▶ _Task to carry out_:
Can you print the data exactly and leave out each image?

(Records)
- - - -
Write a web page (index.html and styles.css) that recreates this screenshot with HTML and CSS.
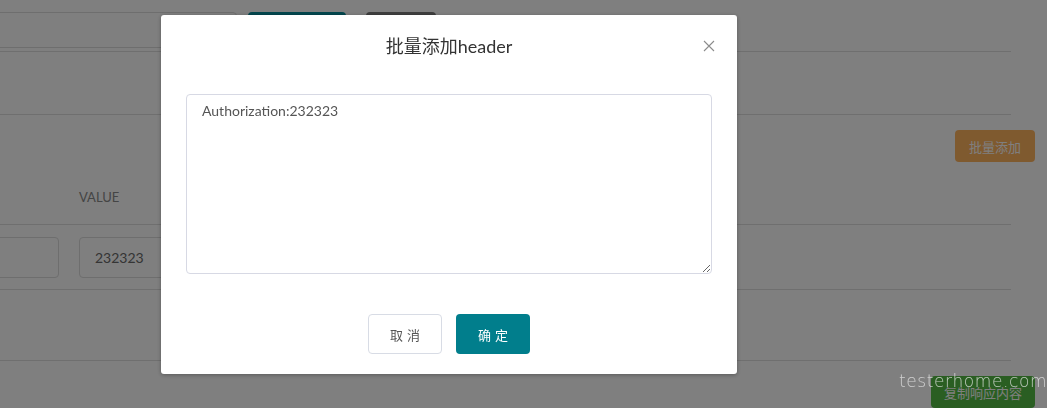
FILE: index.html
```html
<!DOCTYPE html>
<html lang="zh-CN">
  <head>
    <meta charset="UTF-8" />
    <meta name="viewport" content="width=device-width, initial-scale=1.0" />
    <title>批量添加header</title>
    <link rel="stylesheet" href="styles.css">
  </head>
  <body>
    <div class="page">
      <div class="toolbar">
        <input class="url-input" type="text" />
        <button class="btn btn-send">发送</button>
        <button class="btn btn-save">保存</button>
      </div>

      <div class="tabs"></div>

      <div class="section">
        <div class="section-actions">
          <button class="btn btn-batch">批量添加</button>
        </div>

        <div class="header-row">
          <span class="col-key"></span>
          <span class="col-value">VALUE</span>
        </div>

        <div class="param-row">
          <input class="field field-key" type="text" />
          <input class="field field-value" type="text" value="232323" />
        </div>

        <div class="param-empty"></div>

        <div class="section-footer">
          <button class="btn btn-copy">复制响应内容</button>
        </div>
      </div>
    </div>

    <div class="watermark">testerhome.com</div>

    <!-- batch add dialog -->
    <div class="mask">
      <div class="dialog">
        <div class="dialog-header">
          <h3 class="dialog-title">批量添加header</h3>
          <button class="dialog-close" aria-label="close">
            <svg width="12" height="12" viewBox="0 0 12 12">
              <path d="M1 1 L11 11 M11 1 L1 11" stroke="#8c8c8c" stroke-width="1.1" fill="none" />
            </svg>
          </button>
        </div>
        <div class="dialog-body">
          <textarea class="batch-text">Authorization:232323</textarea>
        </div>
        <div class="dialog-footer">
          <button class="btn btn-cancel">取消</button>
          <button class="btn btn-ok">确定</button>
        </div>
      </div>
    </div>
  </body>
</html>
```

FILE: styles.css
```css
body {
  margin: 0;
  font-family: Lato, "Noto Sans CJK SC", sans-serif;
  background-color: #fff;
  color: #555;
}

.page {
  padding-top: 12px;
}

/* top request bar */
.toolbar {
  display: flex;
  gap: 11px;
  height: 36px;
  margin-left: -12px;
}

.url-input {
  width: 249px;
  height: 36px;
  box-sizing: border-box;
  border: 1px solid #dcdcdc;
  border-radius: 4px;
}

.toolbar .btn-save {
  margin-left: 9px;
}

.btn {
  border: none;
  border-radius: 4px;
  font-family: Lato, "Noto Sans CJK SC", sans-serif;
  font-size: 13px;
  cursor: pointer;
}

.btn-send {
  width: 98px;
  background-color: #078d9c;
  color: #fff;
}

.btn-save {
  width: 70px;
  background-color: #7c7c7c;
  color: #fff;
}

.tabs {
  height: 62px;
  margin-top: 3px;
  border-top: 1px solid #dedede;
  border-bottom: 1px solid #dedede;
  margin-right: 36px;
}

.section-actions {
  display: flex;
  justify-content: flex-end;
  padding: 15px 12px 0 0;
}

.btn-batch {
  width: 80px;
  height: 32px;
  background-color: #ffb45f;
  color: #fff;
}

.header-row {
  display: flex;
  height: 54px;
  align-items: center;
  padding-top: 8px;
  margin-right: 36px;
  border-bottom: 1px solid #dedede;
}

.col-key {
  width: 79px;
}

.col-value {
  font-size: 13px;
  color: #8a8a8a;
}

.param-row {
  display: flex;
  gap: 20px;
  padding: 12px 0 11px;
  margin-right: 36px;
  border-bottom: 1px solid #dedede;
}

.field {
  height: 41px;
  box-sizing: border-box;
  border: 1px solid #dcdcdc;
  border-radius: 4px;
  font-family: Lato, sans-serif;
  font-size: 14px;
  color: #6a6a6a;
  padding: 0 15px;
}

.field-key {
  width: 69px;
  margin-left: -10px;
}

.field-value {
  width: 200px;
}

.param-empty {
  height: 70px;
  margin-right: 36px;
  border-bottom: 1px solid #dedede;
}

.section-footer {
  display: flex;
  justify-content: flex-end;
  padding: 15px 12px 0 0;
}

.btn-copy {
  width: 104px;
  height: 32px;
  background-color: #55bc45;
  color: #fff;
}

.watermark {
  position: fixed;
  left: 899px;
  top: 371px;
  z-index: 20;
  font-family: "DejaVu Sans", sans-serif;
  font-size: 17px;
  font-weight: 200;
  letter-spacing: 0.6px;
  color: rgba(235, 235, 235, 0.75);
}

/* modal */
.mask {
  position: fixed;
  inset: 0;
  z-index: 10;
  background-color: rgba(0, 0, 0, 0.5);
}

.dialog {
  position: relative;
  width: 576px;
  height: 359px;
  margin: 15px 0 0 161px;
  box-sizing: border-box;
  background-color: #fff;
  border-radius: 3px;
  box-shadow: 0 1px 4px rgba(0, 0, 0, 0.3);
}

.dialog-header {
  padding: 21px 24px 0;
  text-align: center;
}

.dialog-title {
  margin: 0;
  font-size: 18px;
  font-weight: 400;
  line-height: 20px;
  color: #333;
}

.dialog-close {
  position: absolute;
  top: 25px;
  right: 22px;
  padding: 0;
  width: 12px;
  height: 12px;
  border: none;
  background: none;
  cursor: pointer;
}

.dialog-body {
  padding: 38px 25px 0;
}

.batch-text {
  display: block;
  width: 100%;
  height: 180px;
  box-sizing: border-box;
  padding: 6px 15px;
  border: 1px solid #d7d9e4;
  border-radius: 4px;
  font-family: Lato, sans-serif;
  font-size: 14px;
  line-height: 20px;
  color: #555;
  outline: none;
}

.dialog-footer {
  display: flex;
  justify-content: center;
  gap: 14px;
  padding-top: 40px;
}

.btn-cancel,
.btn-ok {
  width: 74px;
  height: 40px;
  letter-spacing: 4px;
  text-indent: 4px;
  font-size: 13px;
}

.btn-cancel {
  background-color: #fff;
  border: 1px solid #d8dce5;
  color: #555;
}

.btn-ok {
  background-color: #017e8c;
  color: #fff;
}
```
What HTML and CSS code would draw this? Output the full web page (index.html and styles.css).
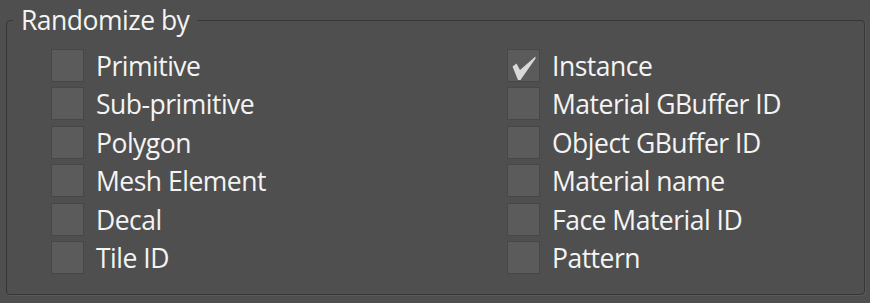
- - - -
▶ _In response_:
Write a web page (index.html and styles.css) that recreates this screenshot with HTML and CSS.
FILE: index.html
```html
<!DOCTYPE html>
<html lang="zh-CN">
  <head>
    <meta charset="UTF-8" />
    <meta name="viewport" content="width=device-width, initial-scale=1.0" />
    <title>批量添加header</title>
    <link rel="stylesheet" href="styles.css">
  </head>
  <body>
    <div class="page">
      <div class="toolbar">
        <input class="url-input" type="text" />
        <button class="btn btn-send">发送</button>
        <button class="btn btn-save">保存</button>
      </div>

      <div class="tabs"></div>

      <div class="section">
        <div class="section-actions">
          <button class="btn btn-batch">批量添加</button>
        </div>

        <div class="header-row">
          <span class="col-key"></span>
          <span class="col-value">VALUE</span>
        </div>

        <div class="param-row">
          <input class="field field-key" type="text" />
          <input class="field field-value" type="text" value="232323" />
        </div>

        <div class="param-empty"></div>

        <div class="section-footer">
          <button class="btn btn-copy">复制响应内容</button>
        </div>
      </div>
    </div>

    <div class="watermark">testerhome.com</div>

    <!-- batch add dialog -->
    <div class="mask">
      <div class="dialog">
        <div class="dialog-header">
          <h3 class="dialog-title">批量添加header</h3>
          <button class="dialog-close" aria-label="close">
            <svg width="12" height="12" viewBox="0 0 12 12">
              <path d="M1 1 L11 11 M11 1 L1 11" stroke="#8c8c8c" stroke-width="1.1" fill="none" />
            </svg>
          </button>
        </div>
        <div class="dialog-body">
          <textarea class="batch-text">Authorization:232323</textarea>
        </div>
        <div class="dialog-footer">
          <button class="btn btn-cancel">取消</button>
          <button class="btn btn-ok">确定</button>
        </div>
      </div>
    </div>
  </body>
</html>
```

FILE: styles.css
```css
body {
  margin: 0;
  font-family: Lato, "Noto Sans CJK SC", sans-serif;
  background-color: #fff;
  color: #555;
}

.page {
  padding-top: 12px;
}

/* top request bar */
.toolbar {
  display: flex;
  gap: 11px;
  height: 36px;
  margin-left: -12px;
}

.url-input {
  width: 249px;
  height: 36px;
  box-sizing: border-box;
  border: 1px solid #dcdcdc;
  border-radius: 4px;
}

.toolbar .btn-save {
  margin-left: 9px;
}

.btn {
  border: none;
  border-radius: 4px;
  font-family: Lato, "Noto Sans CJK SC", sans-serif;
  font-size: 13px;
  cursor: pointer;
}

.btn-send {
  width: 98px;
  background-color: #078d9c;
  color: #fff;
}

.btn-save {
  width: 70px;
  background-color: #7c7c7c;
  color: #fff;
}

.tabs {
  height: 62px;
  margin-top: 3px;
  border-top: 1px solid #dedede;
  border-bottom: 1px solid #dedede;
  margin-right: 36px;
}

.section-actions {
  display: flex;
  justify-content: flex-end;
  padding: 15px 12px 0 0;
}

.btn-batch {
  width: 80px;
  height: 32px;
  background-color: #ffb45f;
  color: #fff;
}

.header-row {
  display: flex;
  height: 54px;
  align-items: center;
  padding-top: 8px;
  margin-right: 36px;
  border-bottom: 1px solid #dedede;
}

.col-key {
  width: 79px;
}

.col-value {
  font-size: 13px;
  color: #8a8a8a;
}

.param-row {
  display: flex;
  gap: 20px;
  padding: 12px 0 11px;
  margin-right: 36px;
  border-bottom: 1px solid #dedede;
}

.field {
  height: 41px;
  box-sizing: border-box;
  border: 1px solid #dcdcdc;
  border-radius: 4px;
  font-family: Lato, sans-serif;
  font-size: 14px;
  color: #6a6a6a;
  padding: 0 15px;
}

.field-key {
  width: 69px;
  margin-left: -10px;
}

.field-value {
  width: 200px;
}

.param-empty {
  height: 70px;
  margin-right: 36px;
  border-bottom: 1px solid #dedede;
}

.section-footer {
  display: flex;
  justify-content: flex-end;
  padding: 15px 12px 0 0;
}

.btn-copy {
  width: 104px;
  height: 32px;
  background-color: #55bc45;
  color: #fff;
}

.watermark {
  position: fixed;
  left: 899px;
  top: 371px;
  z-index: 20;
  font-family: "DejaVu Sans", sans-serif;
  font-size: 17px;
  font-weight: 200;
  letter-spacing: 0.6px;
  color: rgba(235, 235, 235, 0.75);
}

/* modal */
.mask {
  position: fixed;
  inset: 0;
  z-index: 10;
  background-color: rgba(0, 0, 0, 0.5);
}

.dialog {
  position: relative;
  width: 576px;
  height: 359px;
  margin: 15px 0 0 161px;
  box-sizing: border-box;
  background-color: #fff;
  border-radius: 3px;
  box-shadow: 0 1px 4px rgba(0, 0, 0, 0.3);
}

.dialog-header {
  padding: 21px 24px 0;
  text-align: center;
}

.dialog-title {
  margin: 0;
  font-size: 18px;
  font-weight: 400;
  line-height: 20px;
  color: #333;
}

.dialog-close {
  position: absolute;
  top: 25px;
  right: 22px;
  padding: 0;
  width: 12px;
  height: 12px;
  border: none;
  background: none;
  cursor: pointer;
}

.dialog-body {
  padding: 38px 25px 0;
}

.batch-text {
  display: block;
  width: 100%;
  height: 180px;
  box-sizing: border-box;
  padding: 6px 15px;
  border: 1px solid #d7d9e4;
  border-radius: 4px;
  font-family: Lato, sans-serif;
  font-size: 14px;
  line-height: 20px;
  color: #555;
  outline: none;
}

.dialog-footer {
  display: flex;
  justify-content: center;
  gap: 14px;
  padding-top: 40px;
}

.btn-cancel,
.btn-ok {
  width: 74px;
  height: 40px;
  letter-spacing: 4px;
  text-indent: 4px;
  font-size: 13px;
}

.btn-cancel {
  background-color: #fff;
  border: 1px solid #d8dce5;
  color: #555;
}

.btn-ok {
  background-color: #017e8c;
  color: #fff;
}
```
What HTML and CSS code would draw this? Output the full web page (index.html and styles.css).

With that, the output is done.